# Visualizing Stratified K-Folds

In [None]:
K = 5
DYNAMIC_SPLIT = 1/K # <== Expected validation ratio. Training ratio will be 1-(1/K). Just for when needed to view.
RANDOM_SEED = 1 # <==  <== Must be the same throughout the entire study (acts as a controlled variable), hence let's just settle with 1.

In [None]:
#Python Libraries
import time
from datetime import datetime
import os
import json

#Data/Dataset Libraries
import pandas as pd
import numpy as np

#Model Selection
from sklearn.model_selection import StratifiedKFold
from sklearn.model_selection import GridSearchCV

#Metrics (for in-tuning testing only)
from sklearn.metrics import classification_report, accuracy_score, balanced_accuracy_score, f1_score
from sklearn.metrics import precision_score, recall_score, roc_auc_score

#Visualization
from matplotlib import pyplot as plt

#GBDT Models
import lightgbm
# import catboost

#File Writing Library (exclusive for use on LightGBM)
from joblib import dump, load

start = end = 0
LOG_FILENAME = "LGBM_Tuning_Log.txt"
def logging(message):
    log = open(LOG_FILENAME, "a")
    log.write(message)
    log.close()
def start_time():
    global start
    start = time.time()
def end_time(process):
    global start
    elapse = time.time()-start
    start = 0
    printout = f"{str(datetime.now())}@{OUTPUT_FILENAME}: {process} - {round(elapse, 6)}s\n"
    logging(printout)
    return round(elapse, 6)
def print_to_file(label, output):
    global OUTPUT_FILENAME
    filename = OUTPUT_FILENAME + "_" + label + ".tune"
    with open("Outputs/" + filename, 'w') as f:
        f.write(str(output))
        f.close()

In [None]:
def get_strat_kfold():
    global K
    return StratifiedKFold(n_splits=K, shuffle=True, random_state=1)

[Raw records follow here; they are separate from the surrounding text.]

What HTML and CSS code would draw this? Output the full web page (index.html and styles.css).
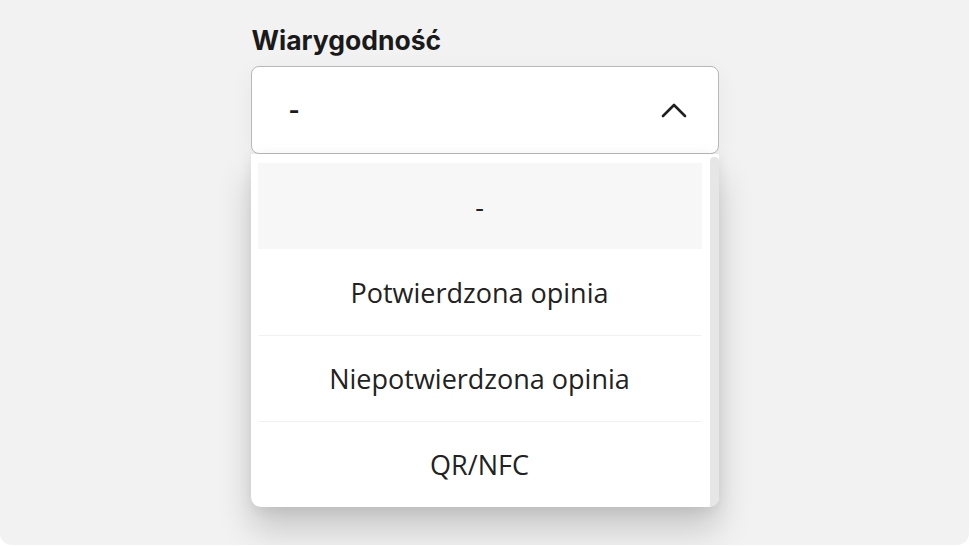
FILE: index.html
```html
<!DOCTYPE html>
<html>
<head>
    <meta charset="utf-8">
    <title>Wiarygodność</title>
    <link rel="stylesheet" href="styles.css">
</head>
<body>

<div class="panel">
    <div class="field">
        <div class="label">Wiarygodność</div>
        <div class="select">
            <span class="value">-</span>
            <svg class="chevron" width="26" height="16" viewBox="0 0 26 16">
                <polyline points="2,14 13,3 24,14" fill="none" stroke="#1f1f1f" stroke-width="2.6" stroke-linecap="round" stroke-linejoin="round"/>
            </svg>
        </div>
        <div class="menu">
            <div class="options">
                <div class="option active">-</div>
                <div class="option">Potwierdzona opinia</div>
                <div class="option">Niepotwierdzona opinia</div>
                <div class="option">QR/NFC</div>
            </div>
            <div class="scrollbar"></div>
        </div>
    </div>
</div>

</body>
</html>
```

FILE: styles.css
```css
body { margin: 0; background-color: #ffffff; }
.panel { width: 969px; height: 545px; background-color: #f2f2f2; border-radius: 0 0 12px 12px; padding-top: 24px; box-sizing: border-box; display: flex; flex-direction: column; align-items: center; }
.field { width: 468px; }
.label { font-family: Inter, "Liberation Sans", sans-serif; font-weight: 700; font-size: 26.5px; line-height: 32px; color: #1a1a1a; margin-bottom: 10px; padding-left: 1px; }
.select { height: 88px; box-sizing: border-box; background-color: #ffffff; border: 1px solid #b8b8b8; border-radius: 8px; display: flex; align-items: center; justify-content: space-between; padding: 0 31px 0 37px; box-shadow: 0 6px 24px rgba(0, 0, 0, 0.05); }
.value { font-family: Inter, "Liberation Sans", sans-serif; font-weight: 700; font-size: 24px; color: #1a1a1a; }
.chevron { display: block; }
.menu { height: 353px; background-color: #ffffff; border-radius: 0 0 10px 10px; box-shadow: 0 22px 34px rgba(0, 0, 0, 0.18), 0 4px 14px rgba(0, 0, 0, 0.07); display: flex; overflow: hidden; }
.options { flex: 1; padding: 9px 8px 0 7px; }
.option { height: 86px; display: flex; align-items: center; justify-content: center; font-family: "Open Sans", "Noto Sans", sans-serif; font-size: 27px; color: #222222; border-top: 1px solid #f1f1f1; box-sizing: border-box; margin: 0 1px; }
.option.active { background-color: #f7f7f7; border-top: none; margin: 0; }
.option.active + .option { border-top: none; }
.scrollbar { width: 9px; margin-top: 3px; background-color: #e6e6e6; border-radius: 4px 4px 0 0; }
```
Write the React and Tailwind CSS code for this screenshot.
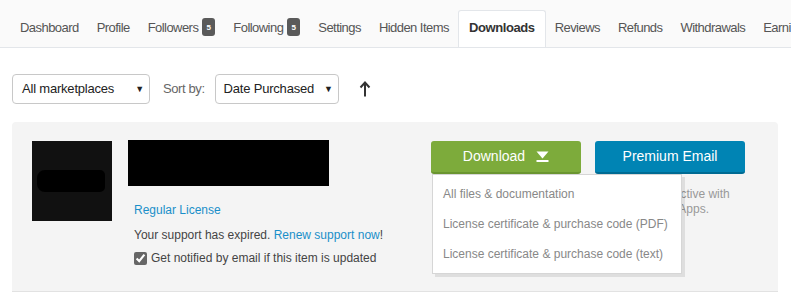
import { useState } from "react";

const tabs = [
  { label: "Dashboard" },
  { label: "Profile" },
  { label: "Followers", badge: 5 },
  { label: "Following", badge: 5 },
  { label: "Settings" },
  { label: "Hidden Items" },
  { label: "Downloads", active: true },
  { label: "Reviews" },
  { label: "Refunds" },
  { label: "Withdrawals" },
  { label: "Earnings" },
];

const menuItems = [
  "All files & documentation",
  "License certificate & purchase code (PDF)",
  "License certificate & purchase code (text)",
];

function Caret() {
  return <span className="text-[9px] text-[#222] leading-none">▼</span>;
}

export default function App() {
  const [notify, setNotify] = useState(true);

  return (
    <div
      className="w-[791px] h-[296px] overflow-hidden bg-white text-[#555]"
      style={{ fontFamily: '"Liberation Sans", Arial, sans-serif' }}
    >
      {/* tabs */}
      <div className="h-[48px] bg-[#fafafa] border-b border-[#e3e6ea] flex items-end pl-[11px] whitespace-nowrap overflow-hidden">
        {tabs.map((t) => (
          <div
            key={t.label}
            className={
              t.active
                ? "-mb-px h-[38px] px-[10px] pt-[8px] bg-white border border-b-0 border-[#e3e6ea] rounded-t-[3px] text-[13px] leading-[17px] font-bold text-[#333] tracking-[-0.4px] shrink-0"
                : "-mb-px h-[38px] px-[8px] pt-[8px] border border-transparent border-b-0 text-[13px] leading-[17px] text-[#555] tracking-[-0.55px] flex items-start shrink-0"
            }
          >
            <span>{t.label}</span>
            {t.badge && (
              <span className="ml-[4px] -mt-[1px] inline-flex items-center justify-center w-[13px] h-[18px] rounded-[3px] bg-[#5a5a5a] text-white text-[8px] font-bold tracking-normal">
                {t.badge}
              </span>
            )}
          </div>
        ))}
      </div>

      {/* filters */}
      <div className="flex items-center pl-[12px] mt-[26px] h-[30px]">
        <div className="w-[138px] h-[30px] border border-[#c8c8c8] rounded-[4px] flex items-center justify-between pl-[9px] pr-[5px] text-[13px] text-[#222] tracking-[-0.2px]">
          <span>All marketplaces</span>
          <Caret />
        </div>
        <span className="ml-[13px] text-[13px] text-[#666] tracking-[-0.4px]">Sort by:</span>
        <div className="ml-[10px] w-[124px] h-[30px] border border-[#c8c8c8] rounded-[4px] flex items-center justify-between pl-[8px] pr-[5px] text-[13px] text-[#222] tracking-[-0.2px]">
          <span>Date Purchased</span>
          <Caret />
        </div>
        <svg className="ml-[20px]" width="12" height="16" viewBox="0 0 12 16">
          <path d="M6 15.5V2.5" stroke="#333" strokeWidth="2" />
          <path d="M1.5 6.5L6 1.5L10.5 6.5" stroke="#333" strokeWidth="2" fill="none" />
        </svg>
      </div>

      {/* item panel */}
      <div className="ml-[12px] w-[766px] mt-[18px] bg-[#f4f4f4] rounded-t-[4px] border-b border-[#e2e2e2] flex pl-[20px] pr-[33px] pt-[19px] pb-[25px]">
        <div className="w-[80px] h-[80px] bg-[#111] pl-[5px] pt-[29px] shrink-0">
          <div className="w-[68px] h-[22px] bg-black rounded-l-[8px] rounded-r-[5px]" />
        </div>

        <div className="ml-[16px] flex-1 text-[12px]">
          <div className="-mt-px w-[201px] h-[46px] bg-black" />
          <div className="pl-[6px] mt-[16px] leading-[16px] text-[#1a8fc9]">Regular License</div>
          <div className="pl-[6px] mt-[9px] leading-[16px] text-[#444]">
            Your support has expired.{" "}
            <span className="text-[#1a8fc9]">Renew support now</span>!
          </div>
          <label className="pl-[6px] mt-[7px] leading-[16px] text-[#444] flex items-center">
            <input
              type="checkbox"
              checked={notify}
              onChange={() => setNotify(!notify)}
              className="w-[13px] h-[13px] m-0 mr-[4px] accent-[#666]"
            />
            Get notified by email if this item is updated
          </label>
        </div>

        <div className="w-[314px] shrink-0 relative">
          <div className="flex gap-[14px]">
            <button className="w-[150px] h-[33px] bg-[#7dab3b] border-b-2 border-[#6a9530] rounded-[3px] text-white text-[14px] flex items-center justify-center">
              Download
              <svg className="ml-[11px]" width="13" height="11" viewBox="0 0 13 11">
                <path d="M0.5 0.5H12.5L6.5 7.5Z" fill="white" />
                <rect x="0.5" y="9" width="12" height="2" fill="white" />
              </svg>
            </button>
            <button className="w-[150px] h-[33px] bg-[#0084b4] border-b-2 border-[#006b93] rounded-[3px] text-white text-[14px]">
              Premium Email
            </button>
          </div>
          <div className="ml-[170px] mt-[13px] text-[12px] leading-[15px] text-[#999]">
            Be more productive with
            <br />
            your Premium Apps.
          </div>

          {/* dropdown menu */}
          <div className="absolute left-[1px] top-[33px] w-[250px] bg-white border border-[#d6d6d6] shadow-[3px_3px_0_rgba(0,0,0,0.09)] py-[4px] z-10">
            {menuItems.map((m) => (
              <div
                key={m}
                className="h-[30px] flex items-center px-[10px] text-[12px] text-[#888] whitespace-nowrap"
              >
                {m}
              </div>
            ))}
          </div>
        </div>
      </div>
    </div>
  );
}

#K-folds sample visualization
def kfolds_vis(dataset):
    global K
    X = dataset.iloc[:,1:] #All rows, 2nd to last column
    y = dataset.iloc[:,0] #All rows, first column only
    fig, ax = plt.subplots(figsize=(10,K+1), dpi=300)
    train = plot_cv_indices(get_strat_kfold(), X, y, ax, K)
    plt.show()

#K-folds sample visualization (inner workings)
def plot_cv_indices(cv, X, y, ax, n_splits, lw=25):
    #From: https://scikit-learn.org/stable/auto_examples/model_selection/plot_cv_indices.html
    for ii, (tr, tt) in enumerate(cv.split(X=X, y=y)):
        indices = np.array([np.nan] * len(X))
        indices[tt], indices[tr] = 1,0
        ax.scatter(range(len(indices)), [ii] * len(indices), c=indices, marker="_", 
                   lw=lw, cmap=plt.cm.Paired, vmin=0, vmax=1)
    #ax.scatter(range(len(X)), [ii] * len(X), c=y, marker="_", lw=lw, cmap=plt.cm.Paired)
    yticklabels = list(range(n_splits))
    ax.set(yticks=np.arange(n_splits), yticklabels=yticklabels, xlabel="Dataset Subsample", ylabel="CV iteration", ylim=[n_splits,-1], xlim=[0, X.shape[0]])
    ax.set_title("{}".format(type(cv).__name__))
    return ax

In [None]:
#Setting filenames of files
TB_Train_LGBM = "../Dataset/TB/TB_LGBM.csv" # <== Location for Time-based Train Split for LightGBM
#TB_Test_LGBM = "../Dataset/TB/TB_Test_LGBM.csv" # <== Location for Time-based Test Split for LightGBM
IB_Train_LGBM = "../Dataset/IB/IB_LGBM.csv" # <== Location for Instance-based Train Split for LightGBM
#IB_Test_LGBM = "../Dataset/IB/IB_Test_LGBM.csv" # <== Location for Instance-based Test Split for LightGBM

#Setting filenames of files
TB_Train_CATB = "../Dataset/TB/TB_CATB.csv" # <== Location for Time-based Train Split for LightGBM
#TB_Test_CATB = "../Dataset/TB/TB_Test_CATB.csv" # <== Location for Time-based Test Split for LightGBM
IB_Train_CATB = "../Dataset/IB/IB_CATB.csv" # <== Location for Instance-based Train Split for LightGBM
#IB_Test_CATB = "../Dataset/IB/IB_Test_CATB.csv" # <== Location for Instance-based Test Split for LightGBM

In [None]:
#Loading datasets to DataFrames
tb_train = pd.read_csv(TB_Train_LGBM, low_memory=False).fillna("NaN")
ib_train = pd.read_csv(IB_Train_LGBM, low_memory=False).fillna("NaN")

print("Dataset Sizes")
print("TB Train Size:", tb_train.shape)
print("IB Train Size:", ib_train.shape)

display(tb_train.head())
display(ib_train.head())

In [None]:
print("Stratified K-Folds Split at",K,"splits.")
print("LGBM TB/TB_Encoded Dataset")
kfolds_vis(tb_train)
print("LGBM IB/IB_Encoded Dataset")
kfolds_vis(ib_train)

In [None]:
#Loading datasets to DataFrames
tb_train = pd.read_csv(TB_Train_CATB, low_memory=False).fillna("NaN")
ib_train = pd.read_csv(IB_Train_CATB, low_memory=False).fillna("NaN")

print("Dataset Sizes")
print("TB Train Size:", tb_train.shape)
print("IB Train Size:", ib_train.shape)

display(tb_train.head())
display(ib_train.head())

In [None]:
print("Stratified K-Folds Split at",K,"splits.")
print("CATB TB/TB_Encoded Dataset")
kfolds_vis(tb_train)
print("CATB IB/IB_Encoded Dataset")
kfolds_vis(ib_train)